MIFA History II continued
The VISTA Impact

In July 1974 the federal government awarded MIFA the contract for VISTAs, or Volunteers in Service to America. Often referred to as the domestic peace corps, VISTAs were usually college students paid with a small stipend to go into poverty areas to help fellow Americans improve their lives. MIFA changed this pattern by recruiting volunteers who were already living in the community and were mostly well-educated, mature women with volunteer experience and a proven orientation toward action.

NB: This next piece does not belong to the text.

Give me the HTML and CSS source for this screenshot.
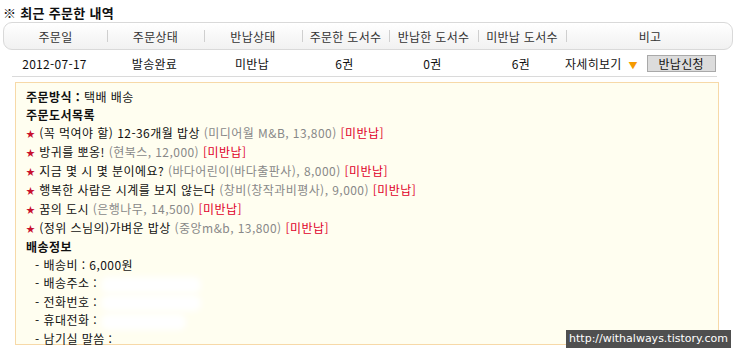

Julia Allen was named the first VISTA recruiter. Holocaust survivor Nina Katz, a member of the first class, recalls that Allen challenged them, “We need all your skills and resources.” Community activist Ina Fitzgerald, also a member of the first group, remembers, “We were promised low pay and long hours.” In spite of the small stipend, people volunteered to work on projects they felt would make a real difference in the lives of their fellow citizens.

Smith believes the program worked well because of the caliber of the VISTA volunteers who, he points out, were presented with a challenge and allowed to “run with it” with minimal supervision. Dempsey still sees VISTAs as “the key to MIFA's success…people who are intelligent, creative, mature, AND with initiative. They are people who wanted to do things.” Many remain actively involved with MIFA as employees or volunteers long after their federally-limited-to-five-years VISTA time expired.

Described by Smith as the stabilizing link during MIFA's various transition periods, Sybil Tucker was a member of the first VISTA class in 1974. As a VISTA, she helped to develop the East Senior Center and many other programs. She went on to supervise the VISTA program, has worked for MIFA ever since and today is MIFA Senior Program Executive in which capacity she supervises all programs except housing. As a member of the VISTA class of 1976, Virginia Dunaway developed and became the first director of the MIFA Food Bank. Once the success of this program was assured, she was named MIFA Associate Executive Director. Now retired, Dunaway was the first Executive Director of the Women's Foundation. Also an alumna of VISTA's Class of 1976, Virginia Klettner began her VISTA years working on tax rebates for the elderly but soon was found working in the newly established meals program. As a MIFA employee she helped set up the honorariums and memorials program; in the late eighties she was named Director of Volunteers. With today's pressing need for more volunteers she is assisting Charlie Nelson, who is full-time Program Executive for Volunteers. She insists that “there would be no MIFA without volunteers.” estimating that there are, at any given time, between “2500 and 3000 of Memphis' most caring people volunteering under the MIFA banner for those less fortunate.” Two of their '76 classmates, long retired, continue their commitment to MIFA as the (volunteer) authors of this history.

Early VISTAs also helped develop the Mid-South Senior newspaper and the Emergency Homes for Families. The VISTA program as it was operated by MIFA was copied across the country. Corporation for National Service, formerly Action, the federal agency in charge of the program, rewarded its effectiveness by increasing the number of volunteers to as many as thirty-five and by continuing to place the VISTA contract with MIFA for an unprecedented thirteen consecutive years. MIFA continued having VISTA volunteers in the ensuing years. In 1996 it was again awarded for VISTAs; today, there are six VISTAs designated to MIFA.